### Directive
Extract all lines containing "React".

### Data section
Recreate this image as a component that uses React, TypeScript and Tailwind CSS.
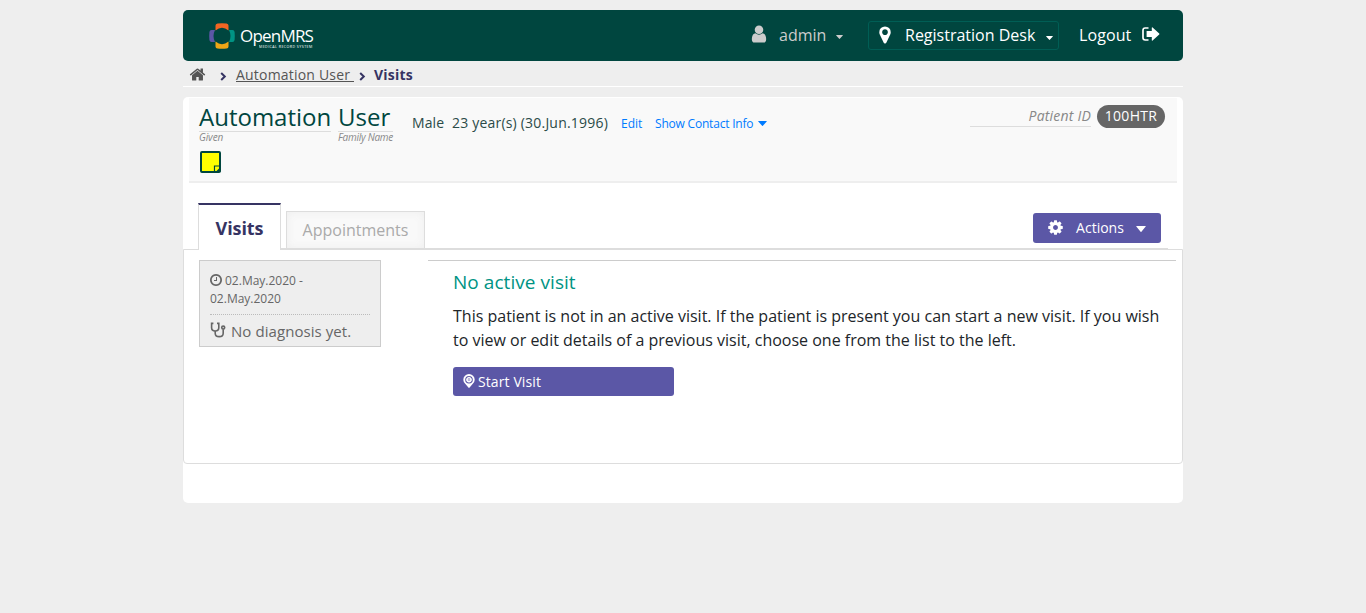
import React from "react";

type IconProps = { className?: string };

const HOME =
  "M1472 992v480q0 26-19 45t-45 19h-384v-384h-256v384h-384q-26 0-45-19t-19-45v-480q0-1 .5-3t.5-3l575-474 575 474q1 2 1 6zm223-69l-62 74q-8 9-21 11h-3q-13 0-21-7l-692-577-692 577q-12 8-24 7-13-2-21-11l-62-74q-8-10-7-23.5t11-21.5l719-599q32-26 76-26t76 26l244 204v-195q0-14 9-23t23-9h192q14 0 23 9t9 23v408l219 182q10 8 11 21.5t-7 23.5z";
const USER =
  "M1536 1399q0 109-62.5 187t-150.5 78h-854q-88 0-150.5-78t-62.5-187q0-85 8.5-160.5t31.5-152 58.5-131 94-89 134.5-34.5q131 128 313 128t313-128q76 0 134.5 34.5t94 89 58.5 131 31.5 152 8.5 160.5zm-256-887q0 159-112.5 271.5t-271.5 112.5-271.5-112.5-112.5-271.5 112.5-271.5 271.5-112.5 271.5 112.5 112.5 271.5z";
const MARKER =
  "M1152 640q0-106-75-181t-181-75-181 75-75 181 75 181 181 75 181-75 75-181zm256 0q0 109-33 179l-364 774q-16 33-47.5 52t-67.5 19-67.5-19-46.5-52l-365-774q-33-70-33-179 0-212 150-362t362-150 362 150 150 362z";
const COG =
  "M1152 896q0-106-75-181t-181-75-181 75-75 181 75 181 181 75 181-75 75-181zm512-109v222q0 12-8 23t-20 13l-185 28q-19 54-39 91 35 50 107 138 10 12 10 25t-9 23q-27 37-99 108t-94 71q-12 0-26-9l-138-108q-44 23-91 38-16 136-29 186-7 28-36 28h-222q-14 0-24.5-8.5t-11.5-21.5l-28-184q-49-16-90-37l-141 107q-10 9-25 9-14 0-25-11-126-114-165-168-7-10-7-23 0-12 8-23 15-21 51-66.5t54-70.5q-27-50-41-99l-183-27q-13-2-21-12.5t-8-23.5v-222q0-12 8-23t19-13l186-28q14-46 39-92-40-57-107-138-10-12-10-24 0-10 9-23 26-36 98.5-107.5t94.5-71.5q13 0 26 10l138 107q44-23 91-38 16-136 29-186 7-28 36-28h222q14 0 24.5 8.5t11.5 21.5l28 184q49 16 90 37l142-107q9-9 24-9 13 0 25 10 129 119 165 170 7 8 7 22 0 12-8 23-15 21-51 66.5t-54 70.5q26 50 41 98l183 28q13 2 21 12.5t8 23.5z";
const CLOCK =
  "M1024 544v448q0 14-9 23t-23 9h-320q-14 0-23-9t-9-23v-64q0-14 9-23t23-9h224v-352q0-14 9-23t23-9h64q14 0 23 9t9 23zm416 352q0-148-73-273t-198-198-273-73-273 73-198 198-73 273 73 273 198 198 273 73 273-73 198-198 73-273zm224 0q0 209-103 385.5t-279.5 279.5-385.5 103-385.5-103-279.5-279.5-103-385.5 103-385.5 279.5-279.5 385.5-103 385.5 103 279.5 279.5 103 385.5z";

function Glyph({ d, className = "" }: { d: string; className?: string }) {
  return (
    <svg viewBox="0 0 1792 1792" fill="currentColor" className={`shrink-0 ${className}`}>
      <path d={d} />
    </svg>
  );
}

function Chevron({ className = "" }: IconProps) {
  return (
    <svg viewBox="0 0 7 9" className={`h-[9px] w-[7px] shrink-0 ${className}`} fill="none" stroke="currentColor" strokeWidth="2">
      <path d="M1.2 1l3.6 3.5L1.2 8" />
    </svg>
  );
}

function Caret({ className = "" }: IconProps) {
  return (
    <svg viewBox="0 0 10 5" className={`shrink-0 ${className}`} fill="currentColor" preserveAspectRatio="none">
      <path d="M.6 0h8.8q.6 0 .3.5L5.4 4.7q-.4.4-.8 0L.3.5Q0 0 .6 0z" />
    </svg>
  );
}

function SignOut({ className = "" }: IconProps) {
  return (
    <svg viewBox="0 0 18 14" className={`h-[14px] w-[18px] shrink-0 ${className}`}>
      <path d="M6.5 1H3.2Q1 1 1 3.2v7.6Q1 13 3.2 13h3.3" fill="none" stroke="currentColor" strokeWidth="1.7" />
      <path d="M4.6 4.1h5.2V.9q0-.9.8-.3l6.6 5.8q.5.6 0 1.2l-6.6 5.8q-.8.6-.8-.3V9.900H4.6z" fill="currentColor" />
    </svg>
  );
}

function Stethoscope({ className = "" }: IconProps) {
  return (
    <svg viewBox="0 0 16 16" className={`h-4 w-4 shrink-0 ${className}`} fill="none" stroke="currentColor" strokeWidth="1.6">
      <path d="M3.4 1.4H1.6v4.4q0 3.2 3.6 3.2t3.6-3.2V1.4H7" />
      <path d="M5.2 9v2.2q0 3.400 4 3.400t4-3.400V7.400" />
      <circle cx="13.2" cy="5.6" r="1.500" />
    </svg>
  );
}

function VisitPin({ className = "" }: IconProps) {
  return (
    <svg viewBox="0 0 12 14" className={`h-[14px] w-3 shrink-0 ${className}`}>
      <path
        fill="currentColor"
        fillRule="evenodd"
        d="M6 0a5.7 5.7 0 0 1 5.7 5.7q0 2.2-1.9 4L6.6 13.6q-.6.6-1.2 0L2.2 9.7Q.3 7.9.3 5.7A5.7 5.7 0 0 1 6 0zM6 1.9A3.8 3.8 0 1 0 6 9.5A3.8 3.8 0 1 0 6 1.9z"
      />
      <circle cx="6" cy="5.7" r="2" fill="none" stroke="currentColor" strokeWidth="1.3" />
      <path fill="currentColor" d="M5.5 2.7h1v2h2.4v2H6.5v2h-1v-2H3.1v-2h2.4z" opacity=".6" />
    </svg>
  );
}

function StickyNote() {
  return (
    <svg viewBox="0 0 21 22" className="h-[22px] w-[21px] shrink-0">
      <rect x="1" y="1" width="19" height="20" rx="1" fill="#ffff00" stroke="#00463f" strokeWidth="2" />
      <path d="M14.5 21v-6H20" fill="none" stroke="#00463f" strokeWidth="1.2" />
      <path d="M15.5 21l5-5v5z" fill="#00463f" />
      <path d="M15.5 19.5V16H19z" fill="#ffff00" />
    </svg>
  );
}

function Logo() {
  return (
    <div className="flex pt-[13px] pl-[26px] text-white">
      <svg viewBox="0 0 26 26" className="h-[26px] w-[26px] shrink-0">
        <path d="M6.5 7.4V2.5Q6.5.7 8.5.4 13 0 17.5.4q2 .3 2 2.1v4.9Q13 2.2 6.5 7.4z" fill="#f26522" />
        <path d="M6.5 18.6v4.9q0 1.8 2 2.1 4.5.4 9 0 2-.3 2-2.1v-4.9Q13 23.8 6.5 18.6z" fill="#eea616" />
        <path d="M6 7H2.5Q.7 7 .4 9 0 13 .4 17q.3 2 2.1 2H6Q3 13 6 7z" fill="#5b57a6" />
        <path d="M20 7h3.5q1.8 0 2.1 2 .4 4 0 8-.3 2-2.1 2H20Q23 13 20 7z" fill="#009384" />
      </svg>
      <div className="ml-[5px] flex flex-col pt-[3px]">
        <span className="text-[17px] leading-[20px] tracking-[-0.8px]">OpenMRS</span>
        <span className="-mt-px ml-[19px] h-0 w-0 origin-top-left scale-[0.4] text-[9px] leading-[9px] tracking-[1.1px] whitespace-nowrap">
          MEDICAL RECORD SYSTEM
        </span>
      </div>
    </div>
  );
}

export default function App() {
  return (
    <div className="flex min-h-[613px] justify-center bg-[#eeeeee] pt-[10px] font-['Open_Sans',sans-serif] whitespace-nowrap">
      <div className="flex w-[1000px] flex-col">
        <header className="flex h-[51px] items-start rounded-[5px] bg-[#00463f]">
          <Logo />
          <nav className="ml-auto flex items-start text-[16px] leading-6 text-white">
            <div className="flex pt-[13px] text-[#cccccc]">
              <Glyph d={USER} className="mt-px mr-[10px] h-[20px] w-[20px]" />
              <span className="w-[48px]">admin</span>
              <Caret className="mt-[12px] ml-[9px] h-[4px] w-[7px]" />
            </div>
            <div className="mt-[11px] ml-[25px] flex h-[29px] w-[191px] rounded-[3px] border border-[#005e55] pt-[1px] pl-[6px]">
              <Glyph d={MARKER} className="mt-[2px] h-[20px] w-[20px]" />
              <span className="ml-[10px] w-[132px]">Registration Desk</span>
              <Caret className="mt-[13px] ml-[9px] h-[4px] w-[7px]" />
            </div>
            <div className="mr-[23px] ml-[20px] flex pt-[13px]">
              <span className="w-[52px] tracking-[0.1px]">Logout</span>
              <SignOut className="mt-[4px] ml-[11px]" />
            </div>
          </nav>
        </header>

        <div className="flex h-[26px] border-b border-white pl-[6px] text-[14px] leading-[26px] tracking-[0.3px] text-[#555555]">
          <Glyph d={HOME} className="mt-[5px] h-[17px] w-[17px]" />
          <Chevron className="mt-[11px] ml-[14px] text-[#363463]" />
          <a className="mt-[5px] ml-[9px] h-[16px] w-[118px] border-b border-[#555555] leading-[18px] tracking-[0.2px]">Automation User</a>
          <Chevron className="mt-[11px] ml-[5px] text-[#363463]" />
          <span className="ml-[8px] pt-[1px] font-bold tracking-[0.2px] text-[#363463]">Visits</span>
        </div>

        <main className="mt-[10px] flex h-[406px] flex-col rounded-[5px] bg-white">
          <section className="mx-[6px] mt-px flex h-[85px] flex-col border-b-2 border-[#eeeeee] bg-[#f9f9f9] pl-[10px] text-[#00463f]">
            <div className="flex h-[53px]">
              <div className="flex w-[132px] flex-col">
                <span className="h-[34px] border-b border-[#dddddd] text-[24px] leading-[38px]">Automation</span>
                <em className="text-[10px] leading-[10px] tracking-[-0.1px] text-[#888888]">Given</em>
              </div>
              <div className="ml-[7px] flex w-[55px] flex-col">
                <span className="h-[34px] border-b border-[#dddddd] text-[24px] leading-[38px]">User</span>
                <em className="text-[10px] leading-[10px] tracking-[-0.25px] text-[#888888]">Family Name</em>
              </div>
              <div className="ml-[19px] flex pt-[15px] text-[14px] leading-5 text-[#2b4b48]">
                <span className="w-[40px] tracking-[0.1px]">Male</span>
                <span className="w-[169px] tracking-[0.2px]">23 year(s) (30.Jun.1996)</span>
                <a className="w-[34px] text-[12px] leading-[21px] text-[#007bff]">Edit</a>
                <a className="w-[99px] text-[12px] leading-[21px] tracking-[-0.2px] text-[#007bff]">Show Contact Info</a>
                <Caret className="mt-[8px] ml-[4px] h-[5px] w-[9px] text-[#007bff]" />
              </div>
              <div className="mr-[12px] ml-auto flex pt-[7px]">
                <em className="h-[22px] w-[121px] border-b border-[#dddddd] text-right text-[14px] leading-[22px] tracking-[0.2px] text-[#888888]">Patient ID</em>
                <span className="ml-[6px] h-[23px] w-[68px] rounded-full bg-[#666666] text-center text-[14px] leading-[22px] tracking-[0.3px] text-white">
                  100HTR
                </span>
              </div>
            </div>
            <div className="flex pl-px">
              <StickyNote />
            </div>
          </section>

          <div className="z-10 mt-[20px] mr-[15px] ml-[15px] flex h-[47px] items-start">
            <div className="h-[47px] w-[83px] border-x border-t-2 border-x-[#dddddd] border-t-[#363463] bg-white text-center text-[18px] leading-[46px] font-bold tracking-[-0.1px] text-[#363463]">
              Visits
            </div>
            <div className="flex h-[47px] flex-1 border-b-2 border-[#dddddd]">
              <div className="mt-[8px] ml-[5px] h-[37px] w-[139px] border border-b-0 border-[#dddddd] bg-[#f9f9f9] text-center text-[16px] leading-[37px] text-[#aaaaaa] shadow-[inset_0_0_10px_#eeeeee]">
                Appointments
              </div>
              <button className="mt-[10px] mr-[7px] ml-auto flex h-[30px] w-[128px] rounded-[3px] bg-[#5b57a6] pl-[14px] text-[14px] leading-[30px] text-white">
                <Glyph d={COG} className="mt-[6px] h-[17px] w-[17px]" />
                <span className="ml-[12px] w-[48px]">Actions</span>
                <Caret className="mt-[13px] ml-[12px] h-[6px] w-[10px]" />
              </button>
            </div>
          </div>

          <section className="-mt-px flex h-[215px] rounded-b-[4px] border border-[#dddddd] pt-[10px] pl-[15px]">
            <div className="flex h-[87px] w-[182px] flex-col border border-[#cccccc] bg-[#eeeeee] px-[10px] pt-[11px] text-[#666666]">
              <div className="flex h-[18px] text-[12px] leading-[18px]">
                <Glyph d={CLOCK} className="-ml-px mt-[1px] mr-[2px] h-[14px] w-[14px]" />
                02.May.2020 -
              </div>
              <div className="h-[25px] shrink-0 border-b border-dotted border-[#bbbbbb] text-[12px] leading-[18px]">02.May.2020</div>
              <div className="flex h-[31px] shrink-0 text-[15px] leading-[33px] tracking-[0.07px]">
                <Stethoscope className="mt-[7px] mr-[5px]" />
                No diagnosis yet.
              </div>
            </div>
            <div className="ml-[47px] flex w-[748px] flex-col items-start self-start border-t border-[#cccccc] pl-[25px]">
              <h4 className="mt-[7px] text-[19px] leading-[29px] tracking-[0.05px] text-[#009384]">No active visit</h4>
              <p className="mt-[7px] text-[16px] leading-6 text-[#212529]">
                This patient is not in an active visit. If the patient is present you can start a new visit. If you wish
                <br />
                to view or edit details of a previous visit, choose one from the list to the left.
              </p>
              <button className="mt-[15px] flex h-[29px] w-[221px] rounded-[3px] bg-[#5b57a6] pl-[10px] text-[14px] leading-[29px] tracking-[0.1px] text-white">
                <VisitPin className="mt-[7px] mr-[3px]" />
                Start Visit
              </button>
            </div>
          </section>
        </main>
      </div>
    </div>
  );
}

### In response
Recreate this image as a component that uses React, TypeScript and Tailwind CSS.
import React from "react";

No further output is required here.